For ideas on including natives in your garden, download our brochure on Gardening with Northwest Natives.
We have also compiled a List of Northwest Natives that you are likely to find at the nursery at some time during the year. (Note: it's a good idea to call for availability, for it can vary from year to year and even within a single season.)
Are you Species Specific?
When you see a northwest native plant with a name in single quotes attached, like Acer circinatum 'Pacific Fire', you know it is a cultivar. This means it was originally found occurring naturally in the wild, selected and propagated to maintain the distinct or desirable individual quality.
Cultivars are random or sporadically-found variations; they must be propagated vegetatively from divisions, cuttings, etc. in order to maintain their individual characteristics. A seed collected and grown from a cultivar will not necessarily produce the unique feature. A variety, by contrast, is a consistent variation of the original species, and is able to be propagated by seed.

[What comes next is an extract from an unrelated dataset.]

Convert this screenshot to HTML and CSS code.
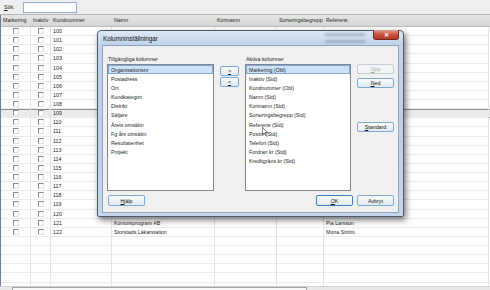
FILE: index.html
```html
<!DOCTYPE html>
<html lang="sv">
<head>
    <meta charset="UTF-8">
    <meta name="viewport" content="width=device-width, initial-scale=1.0">
    <title>Kunder</title>
    <link rel="stylesheet" href="styles.css">
</head>
<body>
    <div class="toolbar">
        <label for="sok"><u>S</u>ök:</label>
        <input type="text" id="sok">
    </div>

    <div class="grid">
        <div class="row head">
            <div class="cell">Markering</div>
            <div class="cell">Inaktiv</div>
            <div class="cell">Kundnummer</div>
            <div class="cell">Namn</div>
            <div class="cell">Kortnamn</div>
            <div class="cell">Sorteringsbegrepp</div>
            <div class="cell">Referens</div>
        </div>
        <div id="rows"></div>
    </div>
    <div class="hscroll"><div class="thumb"></div></div>

    <div class="dialog">
        <div class="titlebar">
            <span class="title">Kolumninställningar</span>
            <div class="glare g1"></div>
            <div class="glare g2"></div>
            <button type="button" class="close">&#x2715;</button>
        </div>
        <div class="client">
            <div class="label">Tillgängliga kolumner</div>
            <div></div>
            <div class="label">Aktiva kolumner</div>
            <div></div>

            <ul class="list">
                <li class="sel">Organisationsnr</li>
                <li>Postadress</li>
                <li>Ort</li>
                <li>Kundkategori</li>
                <li>Distrikt</li>
                <li>Säljare</li>
                <li>Årets omsättn</li>
                <li>Fg års omsättn</li>
                <li>Resultatenhet</li>
                <li>Projekt</li>
            </ul>
            <div class="move">
                <button type="button" class="btn"><u>&gt;</u></button>
                <button type="button" class="btn"><u>&lt;</u></button>
            </div>
            <ul class="list">
                <li class="sel">Markering (Obl)</li>
                <li>Inaktiv (Std)</li>
                <li>Kundnummer (Obl)</li>
                <li>Namn (Std)</li>
                <li>Kortnamn (Std)</li>
                <li>Sorteringsbegrepp (Std)</li>
                <li>Referens (Std)</li>
                <li>Postnr (Std)</li>
                <li>Telefon (Std)</li>
                <li>Fordran kr (Std)</li>
                <li>Kreditgräns kr (Std)</li>
            </ul>
            <div class="side">
                <button type="button" class="btn" disabled><u>U</u>pp</button>
                <button type="button" class="btn"><u>N</u>ed</button>
                <button type="button" class="btn standard"><u>S</u>tandard</button>
            </div>

            <div class="footer">
                <button type="button" class="btn"><u>H</u>jälp</button>
                <div class="spacer"></div>
                <button type="button" class="btn default"><u>O</u>K</button>
                <button type="button" class="btn">Avbryt</button>
            </div>
        </div>
    </div>

    <svg class="cursor" width="6" height="9" viewBox="0 0 12 19">
        <path d="M0.5 0.5 L0.5 16 L4 12.5 L6.5 18 L8.5 17 L6 11.5 L11 11.5 Z" fill="#fff" stroke="#000" stroke-width="1"/>
    </svg>

    <script>
        // Fyll griden med kunder
        const rows = document.getElementById('rows');
        const namn = { 120: 'Storstads Kontorsservice', 121: 'Kontorsprogram AB', 122: 'Storstads Läkarstation' };
        const referens = { 120: 'Ann Larsson', 121: 'Pia Larsson', 122: 'Mona Ström' };

        for (let i = 0; i < 29; i++) {
            const nr = 100 + i;
            const row = document.createElement('div');
            row.classList.add('row');
            if (nr === 109) row.classList.add('current');
            const har = nr <= 122;
            row.innerHTML = `
                <div class="cell box">${har ? '<span class="chk"></span>' : ''}</div>
                <div class="cell box">${har ? '<span class="chk"></span>' : ''}</div>
                <div class="cell">${har ? nr : ''}</div>
                <div class="cell">${namn[nr] || ''}</div>
                <div class="cell"></div>
                <div class="cell"></div>
                <div class="cell">${referens[nr] || ''}</div>
            `;
            rows.appendChild(row);
        }
    </script>
</body>
</html>
```

FILE: styles.css
```css
* {
    box-sizing: border-box;
}
body {
    margin: 0;
    width: 490px;
    height: 290px;
    overflow: hidden;
    font-family: "Liberation Sans", Arial, sans-serif;
    font-size: 5.3px;
    color: #1e1e1e;
    background: #fff;
}
u {
    text-decoration: underline;
}

/* verktygsrad */
.toolbar {
    height: 15px;
    display: flex;
    align-items: center;
    gap: 8px;
    padding: 0 4px;
    background: #eeeeee;
    border-bottom: 1px solid #b4b4b4;
}
.toolbar input {
    width: 54px;
    height: 11px;
    margin: 0;
    padding: 0;
    border: 1px solid #8fb2dc;
    background: #fff;
}

/* grid */
.grid {
    height: 271px;
    overflow: hidden;
    border-left: 1px solid #6d7f96;
}
.row {
    display: grid;
    grid-template-columns: 30px 20px 61px 103px 62px 47px 165px;
    height: 9.14px;
}
.cell {
    border-right: 1px solid #e3e3e3;
    border-bottom: 1px solid #ececec;
    padding-left: 2px;
    line-height: 8px;
    white-space: nowrap;
    overflow: hidden;
}
.cell.box {
    padding: 0;
}
.head {
    height: 12px;
    background: linear-gradient(#e6e6e6, #d5d5d5);
    border-bottom: 1px solid #bdbdbd;
}
.head .cell {
    border: none;
    line-height: 11px;
}
.row.current {
    background: #ebebeb;
    box-shadow: inset 0 1px 0 #8c8c8c, inset 0 -1px 0 #8c8c8c;
}
.chk {
    display: block;
    width: 6px;
    height: 6px;
    margin: 1px auto 0;
    background: #fff;
    border-top: 1px solid #8a8a8a;
    border-left: 1px solid #8a8a8a;
    border-right: 1px solid #e4e4e4;
    border-bottom: 1px solid #e4e4e4;
}
.hscroll {
    height: 4px;
    background: #e9e9e9;
    border-top: 1px solid #d0d0d0;
    padding-left: 12px;
}
.thumb {
    width: 295px;
    height: 3px;
    background: #f6f6f6;
    border: 1px solid #a3a3a3;
    border-bottom: none;
}

/* dialog */
.dialog {
    position: absolute;
    left: 97px;
    top: 30px;
    width: 307px;
    height: 187px;
    padding: 0 4px 4px;
    background: linear-gradient(#dde8f4, #c0d3e9 14px, #bcd0e7 60%, #c6d7eb);
    border: 1px solid #4e5a68;
    border-radius: 4px 4px 2px 2px;
    box-shadow: 2px 3px 6px rgba(0, 0, 0, 0.55);
}
.titlebar {
    position: relative;
    height: 14px;
    display: flex;
    align-items: center;
    padding-left: 1px;
}
.title {
    font-size: 6.3px;
    color: #111;
}
.glare {
    position: absolute;
    left: 223px;
    width: 40px;
    height: 3px;
    background: rgba(110, 130, 160, 0.45);
    filter: blur(1px);
}
.g1 {
    top: 2px;
}
.g2 {
    top: 9px;
}
.close {
    position: absolute;
    right: 0;
    top: -1px;
    width: 26px;
    height: 10px;
    padding: 0;
    border: 1px solid #6e2a22;
    border-top: none;
    border-radius: 0 0 3px 3px;
    background: linear-gradient(#e0a094, #c9513f 50%, #b8392a);
    color: #fff;
    font-size: 6px;
    font-weight: bold;
    line-height: 8px;
}
.client {
    height: 168px;
    display: grid;
    grid-template-columns: 107px 19px 106px 37px;
    grid-template-rows: 9px 127px auto;
    column-gap: 6px;
    padding: 9px 4px 0;
    background: #f0f0f0;
    border: 1px solid #8ea5c0;
}
.label {
    padding-left: 1px;
    line-height: 9px;
}
.list {
    list-style: none;
    margin: 0;
    padding: 0;
    background: #fff;
    border: 1px solid #828790;
}
.list li {
    height: 9.1px;
    line-height: 8px;
    padding-left: 2px;
    border: 1px solid transparent;
    white-space: nowrap;
}
.list li.sel {
    background: #cce2f8;
    border-color: #80a9d9;
}
.btn {
    height: 10px;
    margin: 0;
    padding: 0;
    font-family: "Liberation Sans", Arial, sans-serif;
    font-size: 5.3px;
    color: #111;
    background: linear-gradient(#fbfdff, #eef3f8 50%, #e2e9f1);
    border: 1px solid #7ea8da;
    border-radius: 2px;
    line-height: 8px;
}
.btn:disabled {
    color: #a6a6a6;
    border-color: #c4ced9;
    background: #f3f5f7;
}
.move {
    display: flex;
    flex-direction: column;
    gap: 1px;
    padding-top: 2px;
}
.side {
    display: flex;
    flex-direction: column;
    gap: 4px;
}
.side .standard {
    margin-top: 30px;
}
.footer {
    grid-column: 1 / -1;
    display: flex;
    gap: 4px;
    margin-top: 4px;
    padding-left: 1px;
}
.footer .btn {
    width: 37px;
    height: 11px;
}
.footer .default {
    border-color: #3c7fc6;
}
.spacer {
    flex: 1;
}
.cursor {
    position: absolute;
    left: 262px;
    top: 127px;
}
```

Native plant variations that are selected to be propagated as named cultivars are done so for a variety of reasons potentially attractive to the home gardener: Garrya eliptica 'James Roof' has particularly long and showy catkins.
Acer circinatum 'Monroe' is shorter in stature and has more finely cut leaf structure, making it more suitable for containers and small gardens; the native Kinnickinnick cultivar 'Vancouver Jade' was found to be more tolerant of our wetter soils and demonstrates more vigorous growth in the west Cascades lowlands than the original species.
Since cultivars must be propagated by divisions or cuttings and don't "come true" from seed, the subsequent plants are clones, rather than offspring. Therefore, there is debate over whether or not cultivars can truly be considered "native."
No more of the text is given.